9/10- Joel Hanrahan and Jason Motte: YAHTZEE!!! These names may not seem that sexy, but they profile perfectly for what I wanted – I consider then both secure in their jobs, they are minimal health risks and fan a goodly number of hitters. I really need the reliability because they are in effect helping me recoup some of that edge I lost by waiting a little bit for starters. To this point, only Kimbrel, Mariano Rivera, Jonathan Papelbon, John Axford and Jose Valverde were off the board. Hanrahan and Motte were my 4th and 5th ranked closers, so I was quite elated. And I would be even more ecstatic if this double dip forces a run.

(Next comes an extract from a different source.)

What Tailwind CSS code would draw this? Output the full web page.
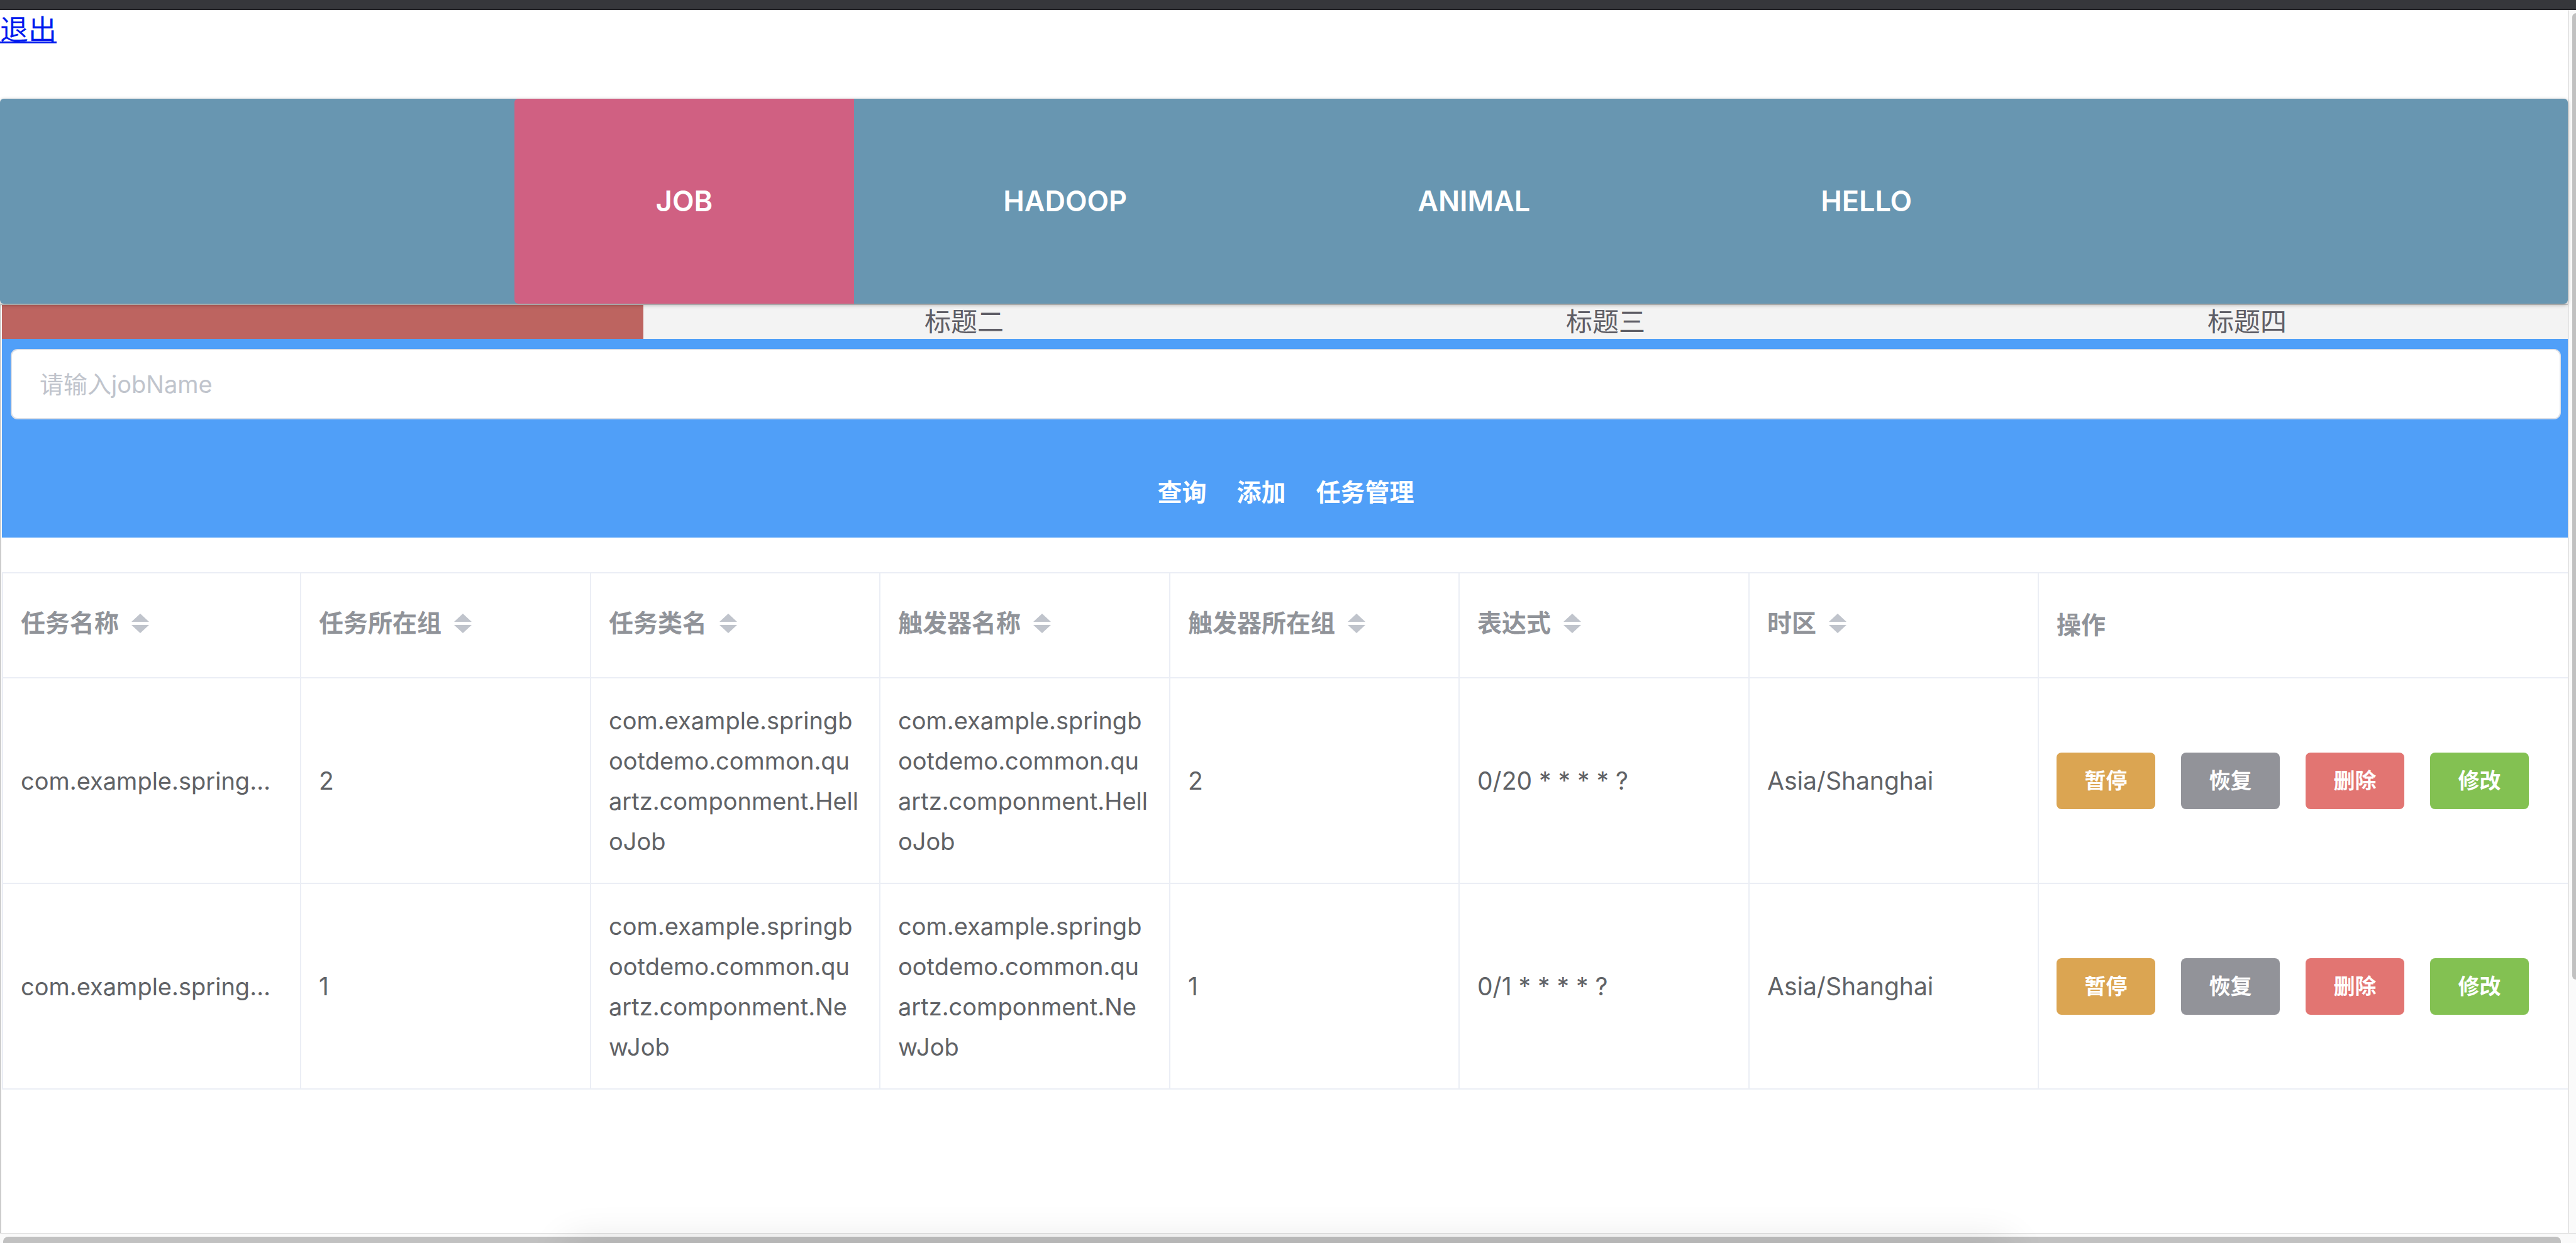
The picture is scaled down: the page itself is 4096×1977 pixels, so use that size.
<!DOCTYPE html>
<html lang="zh-CN">
<head>
<meta charset="utf-8">
<title>任务管理</title>
<script src="https://cdn.jsdelivr.net/npm/@tailwindcss/browser@4"></script>
</head>
<body class="relative h-screen overflow-hidden bg-white font-[Inter,'Noto_Sans_CJK_SC',sans-serif] text-[39px] text-[#606266]">
<div class="flex h-full flex-col">
  <div class="h-4 shrink-0 border-b-2 border-[#232327] bg-[#36373b]"></div>
  <div class="flex min-h-0 flex-1">
    <div class="flex min-w-0 flex-1 flex-col">
      <div class="h-[141px] shrink-0 pt-1">
        <a href="#" class="text-[45px] leading-[56px] text-[#0019ee] underline decoration-[3px] underline-offset-2">退出</a>
      </div>
      <nav class="relative z-10 flex h-[326px] shrink-0 justify-center gap-3 rounded-md bg-[#6896b1] text-[45px] font-semibold text-white shadow-[0_2px_6px_rgba(0,0,0,0.3)]">
        <a href="#" class="flex items-center rounded-l-md bg-[#d06082] px-[225px]">JOB</a>
        <a href="#" class="flex items-center px-[225px]">HADOOP</a>
        <a href="#" class="flex items-center px-[225px]">ANIMAL</a>
        <a href="#" class="flex items-center px-[225px]">HELLO</a>
      </nav>
      <main class="min-h-0 flex-1 border-t-2 border-l-2 border-[#cccccc] pl-px">
        <div class="grid h-[54px] grid-cols-4 bg-[#f3f3f3] text-center text-[42px] leading-[54px] text-[#5f5e66]">
          <a href="#" aria-label="标题一" class="bg-[#bd6460]"></a>
          <a href="#">标题二</a>
          <a href="#">标题三</a>
          <a href="#">标题四</a>
        </div>
        <form class="h-[316px] bg-[#509ff8] pt-4 pr-[11px] pl-[14px]">
          <input type="text" aria-label="jobName" placeholder="请输入jobName" class="block h-[112px] w-full rounded-[11px] border-2 border-[#dcdfe6] bg-white px-11 text-[38px] outline-none placeholder:text-[#c0c4cc]">
          <div class="flex justify-center gap-12 pt-[88px] font-bold leading-[56px] text-white">
            <button type="button">查询</button>
            <button type="button">添加</button>
            <button type="button">任务管理</button>
          </div>
        </form>
        <table class="mt-[55px] w-full table-fixed border-separate border-spacing-0 border-t-2 border-l-2 border-[#ebeef5] text-left">
          <colgroup>
            <col class="w-[474px]"><col class="w-[461px]"><col class="w-[460px]"><col class="w-[461px]"><col class="w-[460px]"><col class="w-[461px]"><col class="w-[460px]"><col>
          </colgroup>
          <thead class="text-[#909399]">
            <tr id="head"></tr>
          </thead>
          <tbody id="rows" class="leading-[64px]"></tbody>
        </table>
      </main>
    </div>
    <div class="w-[13px] shrink-0 border-l-2 border-[#e5e5e5] bg-[#fafafa] pt-[5px] pl-[5px]">
      <div class="h-[1537px] rounded-l-lg bg-[#c1c1c1]"></div>
    </div>
  </div>
  <div class="h-4 shrink-0 border-t-2 border-[#e5e5e5] bg-[#fafafa] pt-1 pr-6 pl-[5px]">
    <div class="h-full rounded-t-lg bg-[#c1c1c1]"></div>
  </div>
</div>
<!-- shadow cast by the dock below the window -->
<div class="pointer-events-none absolute top-full right-[22%] left-[22%] h-20 shadow-[0_0_64px_rgba(0,0,0,0.12)]"></div>
<script>
  const sort = '<svg aria-hidden="true" viewBox="0 0 28 31" class="h-[31px] w-7 fill-[#c0c4cc]"><path d="M14 0 28 13H0zM0 18H28L14 31z"/></svg>';
  const heads = ['任务名称', '任务所在组', '任务类名', '触发器名称', '触发器所在组', '表达式', '时区'];
  document.getElementById('head').innerHTML = heads.map(h =>
    `<th class="h-[167px] border-r-2 border-b-2 border-[#ebeef5] px-7 pb-1.5 font-bold"><span class="flex items-center gap-5">${h}${sort}</span></th>`
  ).join('') + '<th class="h-[167px] border-b-2 border-[#ebeef5] px-7 font-bold">操作</th>';
  const rows = [
    ['com.example.springbootdemo.common.quartz.componment.HelloJob', '2', '0/20 * * * * ?'],
    ['com.example.springbootdemo.common.quartz.componment.NewJob', '1', '0/1 * * * * ?']
  ];
  const btn = (t, c) => `<button type="button" class="h-[90px] w-[157px] rounded-lg text-[34px] font-bold text-white ${c}">${t}</button>`;
  const td = (t, size = 'text-[39px]') => `<td class="h-[327px] border-r-2 border-b-2 border-[#ebeef5] px-7 break-all last:border-r-0 ${size}">${t}</td>`;
  document.getElementById('rows').innerHTML = rows.map(([cls, g, cron]) => '<tr>' +
    td(cls.slice(0, 18) + '…', 'text-[38px]') + td(g) + td(cls, 'text-[38px]') + td(cls, 'text-[38px]') + td(g) + td(cron) + td('Asia/Shanghai') +
    td(`<div class="flex gap-[41px]">${btn('暂停', 'bg-[#dba552]')}${btn('恢复', 'bg-[#929399]')}${btn('删除', 'bg-[#e27572]')}${btn('修改', 'bg-[#83c152]')}</div>`) +
    '</tr>').join('');
</script>
</body>
</html>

11/12 – Anibal Sanchez and Neil Walker: I LOVE it when a plan comes together – of the 28 previous picks since my last one, a whopping 15 were closers! While I am not sure I took advantage, it did give me the opportunity to think long and hard about Sanchez, a guy completely off my radar as I usually have three quality starters at this point and am looking in other directions. Suffice it to say I saw enough in Sanchez to make him my SP3 and I think he has upside. Injury is a concern, but he has notched over 200 stanzas each of the past two seasons. Walker closed out my middle infield but I like his potential as a clean-up bat in an improving lineup and there were at least three shortstops I still liked available.
13/14 – Wilson Ramos and Gaby Sanchez: This was a combination of figuring if I passed on pitching at 3/4 I should probably make sure I keep the hitting edge along with there being no starters I liked here. Ramos is a guy I have picked a lot lately while Sanchez is solid and the last corner man before the injury risks top the lists.

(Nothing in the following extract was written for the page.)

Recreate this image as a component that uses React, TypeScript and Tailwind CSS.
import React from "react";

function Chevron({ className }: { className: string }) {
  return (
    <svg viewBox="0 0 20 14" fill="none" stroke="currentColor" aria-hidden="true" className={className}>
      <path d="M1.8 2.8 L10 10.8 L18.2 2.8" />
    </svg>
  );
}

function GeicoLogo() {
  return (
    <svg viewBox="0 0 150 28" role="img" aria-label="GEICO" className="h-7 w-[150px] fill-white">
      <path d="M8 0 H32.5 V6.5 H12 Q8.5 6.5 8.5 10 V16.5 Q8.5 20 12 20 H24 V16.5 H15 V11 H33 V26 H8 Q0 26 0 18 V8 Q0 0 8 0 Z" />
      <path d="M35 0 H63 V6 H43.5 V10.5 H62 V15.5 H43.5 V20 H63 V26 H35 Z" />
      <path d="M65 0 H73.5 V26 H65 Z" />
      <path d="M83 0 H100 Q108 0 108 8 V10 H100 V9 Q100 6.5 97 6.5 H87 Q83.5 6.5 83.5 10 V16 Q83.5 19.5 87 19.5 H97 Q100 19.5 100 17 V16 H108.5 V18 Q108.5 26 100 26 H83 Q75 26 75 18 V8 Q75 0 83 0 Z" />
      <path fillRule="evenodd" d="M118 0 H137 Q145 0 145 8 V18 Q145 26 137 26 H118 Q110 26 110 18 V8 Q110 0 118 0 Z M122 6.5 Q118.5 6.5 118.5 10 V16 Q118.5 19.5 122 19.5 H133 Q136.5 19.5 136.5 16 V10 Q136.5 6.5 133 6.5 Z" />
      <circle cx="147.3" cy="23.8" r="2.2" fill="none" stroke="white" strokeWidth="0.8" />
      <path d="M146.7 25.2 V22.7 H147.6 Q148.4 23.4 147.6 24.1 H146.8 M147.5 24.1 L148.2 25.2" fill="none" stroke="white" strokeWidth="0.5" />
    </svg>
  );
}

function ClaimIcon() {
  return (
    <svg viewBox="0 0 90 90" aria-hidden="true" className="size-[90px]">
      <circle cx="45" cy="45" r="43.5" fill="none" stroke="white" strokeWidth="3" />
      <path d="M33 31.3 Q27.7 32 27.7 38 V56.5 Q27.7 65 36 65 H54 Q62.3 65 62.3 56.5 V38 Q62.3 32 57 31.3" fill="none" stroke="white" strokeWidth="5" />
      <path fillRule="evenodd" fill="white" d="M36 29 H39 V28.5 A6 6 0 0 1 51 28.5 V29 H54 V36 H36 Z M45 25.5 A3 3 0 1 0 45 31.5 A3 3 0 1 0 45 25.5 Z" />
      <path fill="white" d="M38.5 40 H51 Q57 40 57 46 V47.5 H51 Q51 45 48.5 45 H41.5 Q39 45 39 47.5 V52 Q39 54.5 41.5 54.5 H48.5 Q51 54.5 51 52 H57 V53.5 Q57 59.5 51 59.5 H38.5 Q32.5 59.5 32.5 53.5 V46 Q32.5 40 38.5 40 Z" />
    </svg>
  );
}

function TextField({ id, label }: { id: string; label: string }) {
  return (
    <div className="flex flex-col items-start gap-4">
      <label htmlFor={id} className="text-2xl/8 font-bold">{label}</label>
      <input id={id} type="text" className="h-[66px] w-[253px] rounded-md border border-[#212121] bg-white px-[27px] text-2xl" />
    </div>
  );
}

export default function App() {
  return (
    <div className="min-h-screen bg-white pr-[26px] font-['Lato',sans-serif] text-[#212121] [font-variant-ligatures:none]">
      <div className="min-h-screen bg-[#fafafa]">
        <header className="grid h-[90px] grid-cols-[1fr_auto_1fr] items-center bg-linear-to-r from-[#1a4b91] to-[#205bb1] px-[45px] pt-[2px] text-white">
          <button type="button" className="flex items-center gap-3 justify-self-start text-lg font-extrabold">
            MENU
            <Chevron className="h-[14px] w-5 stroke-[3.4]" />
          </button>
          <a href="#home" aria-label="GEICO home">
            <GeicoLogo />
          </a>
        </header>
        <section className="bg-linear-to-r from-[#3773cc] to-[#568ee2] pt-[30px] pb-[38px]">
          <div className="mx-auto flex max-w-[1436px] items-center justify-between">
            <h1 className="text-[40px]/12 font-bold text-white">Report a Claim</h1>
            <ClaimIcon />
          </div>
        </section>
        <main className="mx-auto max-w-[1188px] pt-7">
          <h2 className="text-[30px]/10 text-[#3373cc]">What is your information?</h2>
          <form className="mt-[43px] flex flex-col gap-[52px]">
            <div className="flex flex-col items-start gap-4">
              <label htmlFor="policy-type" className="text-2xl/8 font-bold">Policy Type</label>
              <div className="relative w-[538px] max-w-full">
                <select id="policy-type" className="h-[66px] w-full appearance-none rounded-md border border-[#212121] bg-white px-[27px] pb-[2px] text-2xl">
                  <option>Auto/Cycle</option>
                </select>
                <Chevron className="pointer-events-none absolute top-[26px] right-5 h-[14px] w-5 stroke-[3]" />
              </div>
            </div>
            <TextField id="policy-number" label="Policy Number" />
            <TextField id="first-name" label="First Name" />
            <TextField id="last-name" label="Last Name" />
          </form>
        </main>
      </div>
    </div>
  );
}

15/16 – Alejandro De Aza and Justin Masterson: I need some speed, but did not want to do it at the complete expense of homers and De Aza has a shot at double digits albeit very low double digits. If Masterson can retain the gains he made versus lefties, he is a solid SP4.
17/18 – Ian Desmond and Ted Lilly: I really did not expect to end up with Desmond, figuring to get Marcos Scutaro or Zack Cozart. I played chicken with Scutaro and ultimately lost. Cozart is a bit of a wild card so I went with Desmond, who should provide excellent counting stats and I should be able to absorb his average, since he is my first player to really be deficient in the category relative to the position. I like the Lilly pick as a balance to the Masterson choice. Fly ball guys like Lilly have a better WHIP but worse ERA while the opposite is true for worm burners like Masterson, so overall my ERA and WHIP should stay in sync.

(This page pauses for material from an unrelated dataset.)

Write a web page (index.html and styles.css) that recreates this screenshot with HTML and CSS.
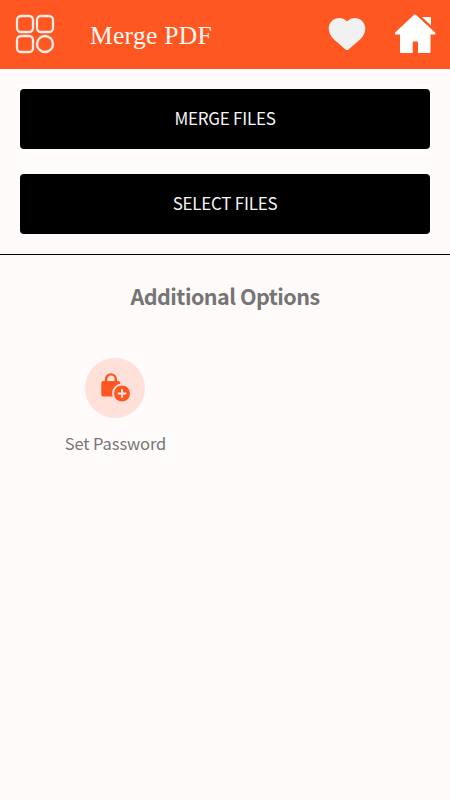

19/20 – Michael Brantley and Jeff Samardzija: Once it was announced Brantley would be atop the Tribe order, those extra plate appearances and stolen base opportunities vaulted him up my rankings several spots. This brings us to Samardzija. It is cliché, but he is a complete wild card with tremendous upside, which is something this staff needs. I am going to be throwing pitching darts all summer, why not start now?
21/22 – Dayan Viciedo and Nolan Reimold: Viciedo is a site favorite and Reimold is another wild card of sort, but again, hitting at the top of the order is enticing. I consider these spots somewhat fungible, but like the upside potential of both.
23/24 – Sean Rodriguez and Ty Wigginton: The NFBC allows Friday activations for hitters, so I like to have some multiple eligibility guys to afford some flexibility. Save catcher, I now have everything covered.
25/26 – Andrew Cashner and Jonny Venters: Remember that whole manage pitching thing? One way to do it is to deploy solid set up men with high strikeouts while you search for the emerging starter. And with Cashner, it doesn’t hurt that he is behind Huston Street, not known for his ability to avoid the disabled list.
27/28 – Kris Medlen and Mark Melancon: Medlen is an arm you want regardless of role and Melancon is the probable understudy of the American League’s version of Street in Andrew Bailey.
29/30 – Kyle Seager and Chris Narveson: Lawr is very high on Seager so this pick was an ode to my esteemed partner while Narveson is a guy whose underlying peripherals are promising and prescient of an increase in strikeouts.
|C: Avila, Ramos|
|1B/3B: Fielder, Longoria, Sanchez|
|2B/SS: Phillips, Desmond, Walker|
|OF: Pence, Werth, De Aza, Brantley, Viciedo|
|UT: Reimold (S Rodriguez, Wigginton, Seager)|
|SP: Wilson, Shields, A Sanchez, Masterson, Lilly, Samardzija (Narveson)|
|RP: Hanrahan, Motte, Venters (Cashner, Medlen, Melancon)|
I’ll spare you the trouble.
Zola, your pitching sucks and your outfield ain’t so hot either.I agree. But I also feel both areas can be addressed in-season and I have plenty of high K relievers to hold down the fort with respect to pitching, while the bats should be strong enough to get by until I can get one more quality stick in the lineup.